Garden Profile: Monarch Community Garden

Monarch Comm Garden - Taksia & Ulana - What a Watermelon!
Taksia & Ulana at Monarch Community Garden. What a Watermelon!

Monarch Community Garden is a large allotment type community garden in the Humboldt Park neighborhood with over 100 plots. The garden was started in 2011 and is on land owned by Humboldt Park Health. They have no sponsoring entity and are self-organized.

As I walked up to the back gate at the Monarch Community Garden a group of teenage girls appeared looking purposeful and riding the coolest bikes. They were from ‘Girls on Bikes’, a neighborhood after school group organized by West Town Bikes and the group has a plot at the garden.

May Tsupros showed me around the garden on a late summer evening just before twilight. May is part of the leadership cadre that runs the garden. As is typical in late summer lots of gardeners were stopping by before dark to water and harvest from their plots.

The garden is organized as a 501(c)(3) non-profit and has two governing bodies; a Board that is 5 members who serve for 3 years each, and a Leadership Team that runs day-to-day operations and serves as long as they’d like.  Dollars raised from plot fees goes towards garden supplies, beekeeping and an annual garden party.  Monarch has several standing work committees that help maintain the garden.  A ‘fixing committee’ handles all repairs to infrastructure, the ‘water committee’ works to fill water barrels from a hydrant hookup and another group works to integrate new gardeners.  The ‘compost committee’ has 8 individuals who each take a week’s turn at maintaining the compost pile.

All gardeners are required to help out in some way.
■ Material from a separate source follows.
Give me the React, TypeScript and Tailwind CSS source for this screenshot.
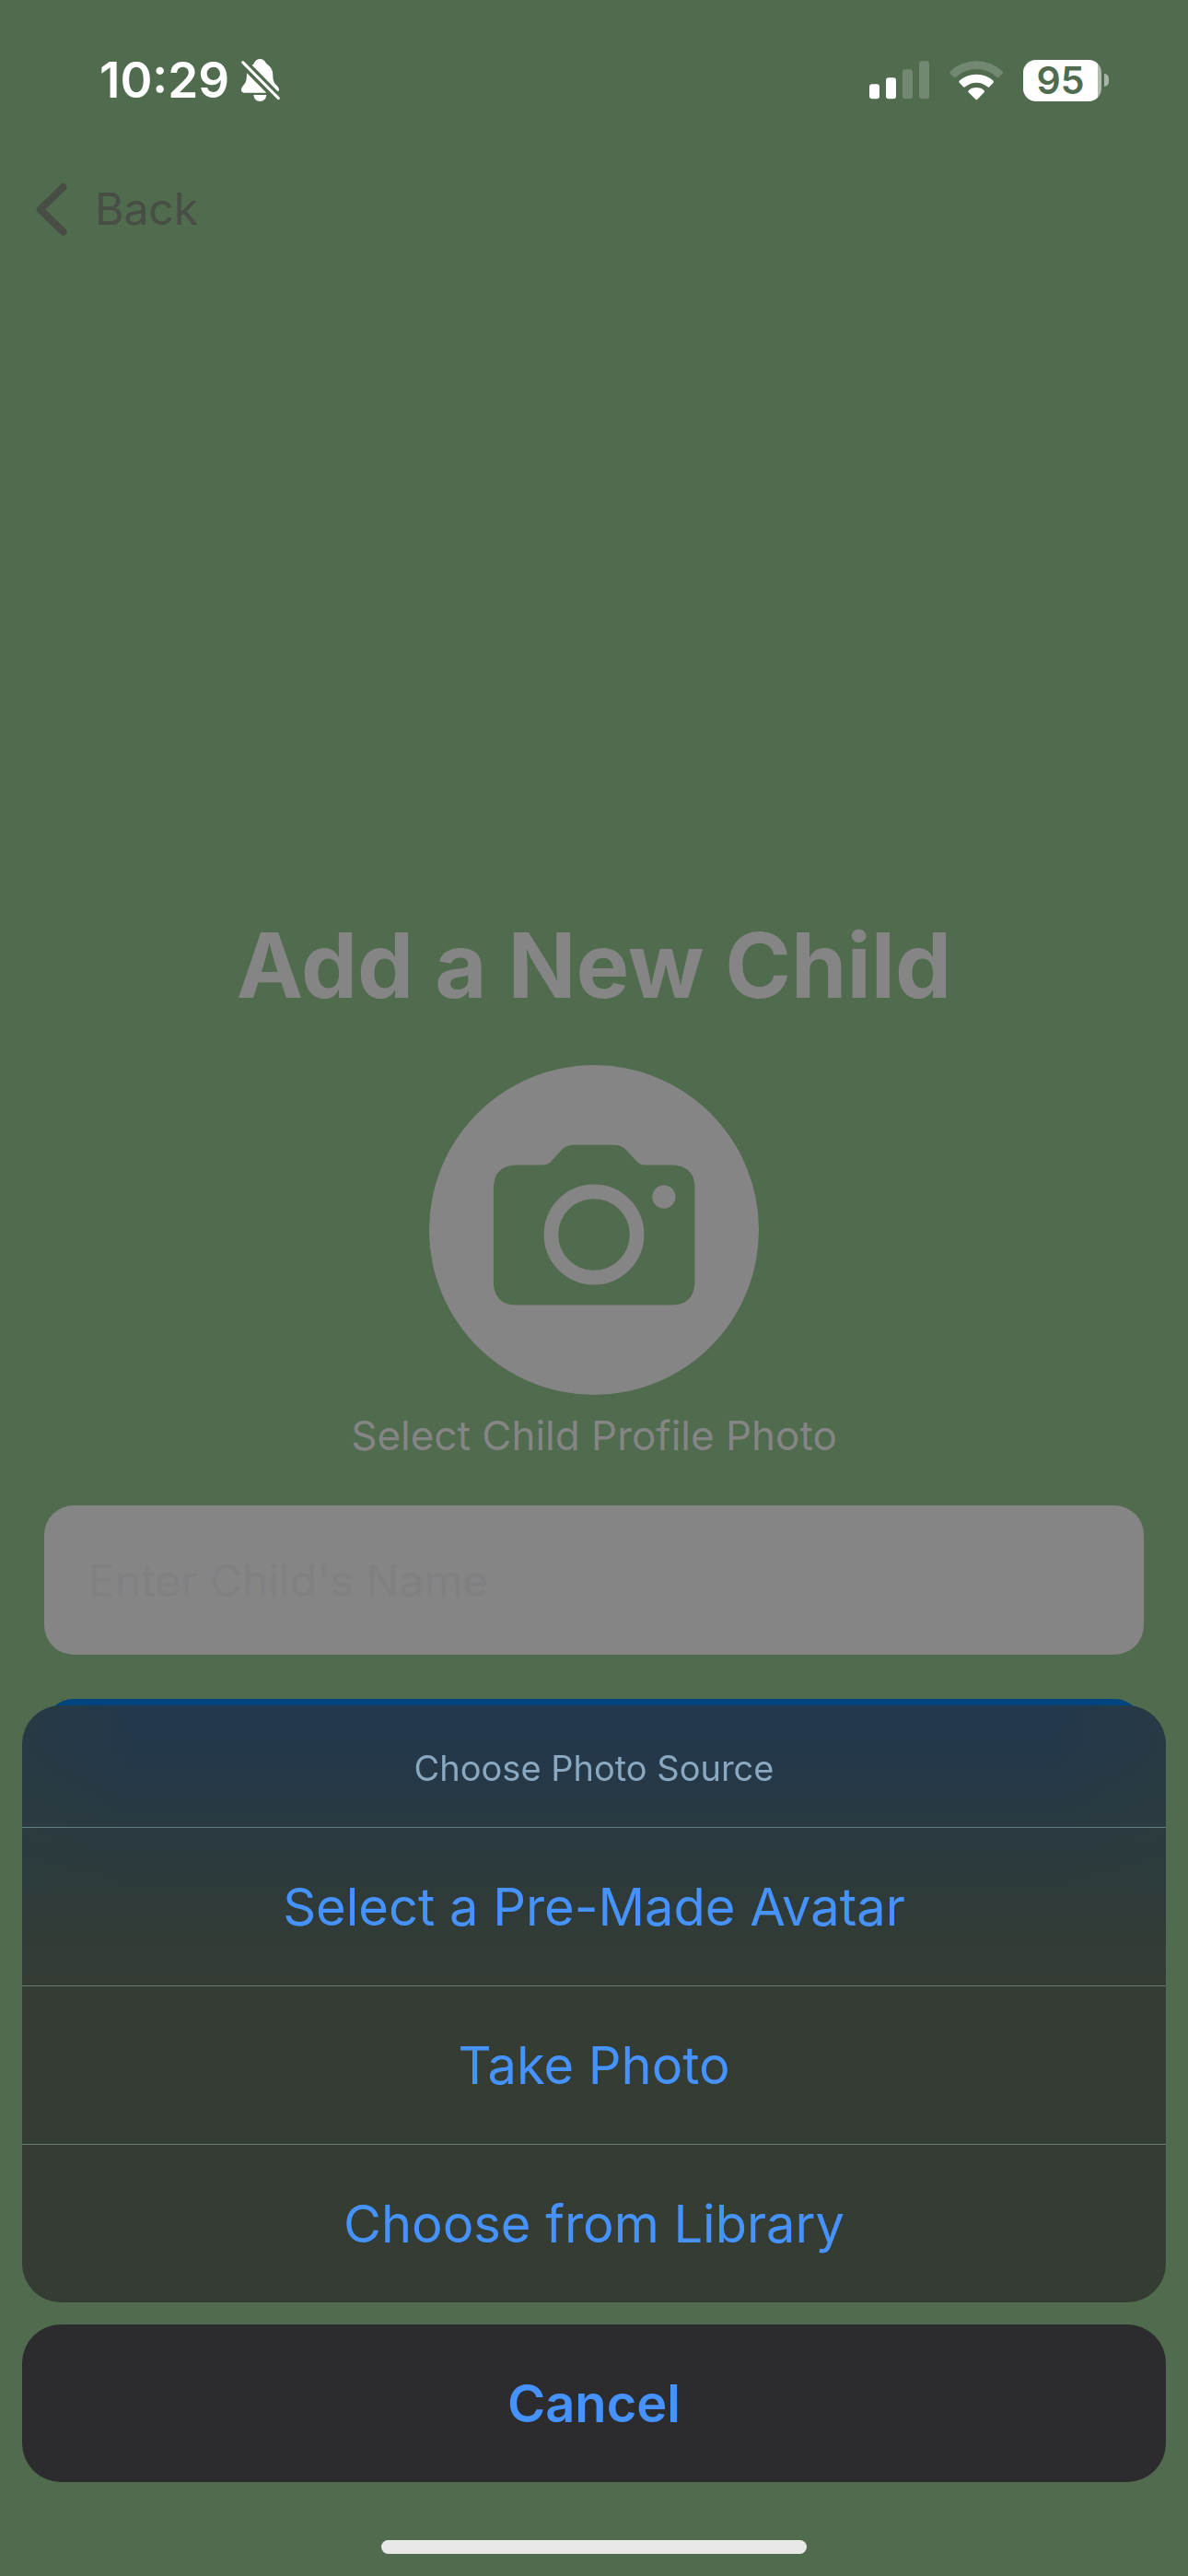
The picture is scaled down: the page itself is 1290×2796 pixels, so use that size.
const OPTIONS = [
  { label: "Select a Pre-Made Avatar", line: "border-[#5d8083]" },
  { label: "Take Photo", line: "border-[#6c7d6e]" },
  { label: "Choose from Library", line: "border-[#6c7d6e]" },
];

function BellSlash() {
  return (
    <svg viewBox="786 72 132 144" className="h-12 w-11" aria-hidden="true">
      <g fill="#fff">
        <path d="M824 95 Q830 92 832 86 Q838 75 850 75 Q862 75 868 86 Q871 92 878 96 Q892 107 892 130 Q892 150 900 157 Q912 168 912 175 Q912 180 908 181 Z" />
        <path d="M807 121 L871 185 H797 Q789 185 789 175 Q789 168 795 162 Q803 155 805 145 Q807 135 807 121 Z" />
        <path d="M829 192 H871 Q869 213 850 213 Q831 213 829 192 Z" />
      </g>
      <path d="M794 86 L910 203" stroke="#fff" strokeWidth="9" strokeLinecap="round" />
    </svg>
  );
}

function Signal() {
  return (
    <svg viewBox="129 77 195 126" className="h-[42px] w-[65px]" aria-hidden="true">
      <g fill="#fff">
        <rect x="129" y="153" width="33" height="48" rx="9" />
        <rect x="183" y="132" width="33" height="69" rx="9" />
        <rect x="237" y="105" width="33" height="96" rx="9" opacity=".2" />
        <rect x="291" y="78" width="33" height="123" rx="9" opacity=".2" />
      </g>
    </svg>
  );
}

function Wifi() {
  return (
    <svg viewBox="391 75 174 129" className="h-[43px] w-[58px]" aria-hidden="true">
      <g fill="#fff">
        <path opacity=".2" d="M393 110 Q429 76 479 76 Q529 76 564 110 Q566 114 564 116 L551 129 Q548 131 545 128 Q518 102 479 102 Q440 102 412 128 Q409 131 406 129 L393 116 Q391 113 393 110 Z" />
        <path d="M423 140 Q446 119 479 119 Q511 119 534 140 Q536 143 534 146 L521 160 Q518 162 515 160 Q500 146 479 146 Q457 146 442 160 Q439 162 436 160 L423 146 Q421 143 423 140 Z" />
        <path d="M453 172 Q463 162 479 162 Q494 162 504 172 Q506 175 504 178 L482 200 Q479 203 476 200 L453 178 Q451 175 453 172 Z" />
      </g>
    </svg>
  );
}

function Camera() {
  return (
    <svg viewBox="75 48 1076 1076" className="size-[358px]" aria-hidden="true">
      <circle cx="613" cy="586" r="538" fill="#858585" />
      <path
        fill="#506b4e"
        d="M360 374 H445 Q460 374 471 364 L506 326 Q522 309 547 309 H680 Q703 309 719 326 L753 363 Q763 374 778 374 H866 Q942 376 942 450 V755 Q940 830 868 831 H358 Q286 829 285 755 V450 Q286 376 360 374 Z"
      />
      <circle cx="613" cy="601" r="140" fill="none" stroke="#858585" strokeWidth="47" />
      <circle cx="841" cy="478" r="38" fill="#858585" />
    </svg>
  );
}

function StatusBar() {
  return (
    <header className="flex h-[174px] items-center justify-between pr-[86px] pl-[108px]">
      <div className="flex items-center gap-3 text-white">
        <span className="text-[53px] leading-[60px] font-semibold">10:29</span>
        <BellSlash />
      </div>
      <div className="flex items-center gap-[22px]">
        <Signal />
        <Wifi />
        <div className="flex items-center gap-[3px]">
          <div className="flex h-[45px] w-[85px] items-center justify-center rounded-[14px] bg-[linear-gradient(to_right,#fff_81px,#b0bdae_81px)] pr-1 text-[41px] leading-[52px] font-semibold text-[#506b4e]">
            95
          </div>
          <div className="h-[14px] w-[5px] rounded-r-full bg-[#a7b5a6]" />
        </div>
      </div>
    </header>
  );
}

export default function App() {
  return (
    <div className="min-h-screen bg-[#506b4e] font-['Inter',sans-serif]">
      <StatusBar />
      <nav className="flex h-[106px] px-[39px]">
        <button className="flex h-[106px] items-center gap-[30px] text-[48px] leading-[60px] text-[#484d46]">
          <svg viewBox="119 475 100 171" className="h-[57px] w-[34px]" aria-hidden="true">
            <path d="M207 487 L132 560 L207 633" fill="none" stroke="#484d46" strokeWidth="24" strokeLinecap="round" strokeLinejoin="round" />
          </svg>
          Back
        </button>
      </nav>
      <main className="flex flex-col items-center px-12 pt-[708px]">
        <h1 className="text-[97px] leading-[120px] font-bold text-[#858585]">Add a New Child</h1>
        <button className="mt-12 flex flex-col items-center gap-4 text-[44px] leading-[56px] text-[#858585]">
          <Camera />
          Select Child Profile Photo
        </button>
        <input
          type="text"
          aria-label="Child's name"
          placeholder="Enter Child's Name"
          className="mt-12 h-[162px] w-full rounded-[32px] bg-[#858585] px-12 text-[48px] text-[#333] placeholder:text-[#808083] placeholder:opacity-100"
        />
        <button aria-label="Add child" className="mt-12 h-[162px] w-full rounded-[32px] bg-[#004480]" />
      </main>

      <div role="dialog" aria-label="Choose Photo Source" className="fixed inset-x-0 bottom-0 flex flex-col items-center gap-6 px-6 pb-6">
        <div className="flex w-full flex-col overflow-hidden rounded-[42px] bg-[#343c34] bg-[linear-gradient(to_right,#2c3c3c80_0px,#2c3c3c00_120px,#2c3c3c00_calc(100%-120px),#2c3c3c80_100%),linear-gradient(to_bottom,#23384d_0px,#24384b_50px,#2a3a41_132px,#2e3b3b_200px,#333c35_270px,#343c34_310px)] bg-[length:100%_200px,100%_100%] bg-no-repeat text-center">
          <h2 className="pt-[42px] pb-[38px] text-[38px] leading-[52px] text-[#8ba8c1]">Choose Photo Source</h2>
          {OPTIONS.map(({ label, line }) => (
            <button key={label} className={`h-[172px] border-t text-[56px] leading-[72px] text-[#4693ff] ${line}`}>
              {label}
            </button>
          ))}
        </div>
        <button className="h-[171px] w-full rounded-[42px] bg-[#2c2c2e] text-[56px] leading-[72px] font-semibold text-[#4693ff]">
          Cancel
        </button>
        <div className="mt-[39px] h-[15px] w-[462px] rounded-full bg-[#e8e8e8]" />
      </div>
    </div>
  );
}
If not on a standing committee gardeners are required to participate in one of several ‘community days’ held each year where general cleanup and projects are scheduled.

May also spoke about the challenge of maintaining diversity in a gentrifying neighborhood and how that affects the Monarch garden community.  May also indicated they want to do a better job working with plot holders that have extra produce they don’t want and how to get that distributed to the local community.  A white rock is placed by the plot holder in their plot to indicate that produce can be harvested for this purpose. Monarch has a fence that is locked so they are thinking about ways to get the extra produce into neighbor’s hands.

Girls Bike Club started in 2011 and is a weekly, year round drop in program. Danni Limonez, program manager at West Town Bikes says “We have been a part of the Monarch Garden since April 2016. We love that Monarch is a big, organized garden and that most people are very friendly. We like our little plot and it teaches us a whole lot about taking care of something (especially the younger ones) and earning it. At Girls Bike Club, we believe it is important to be outside and eat healthy.”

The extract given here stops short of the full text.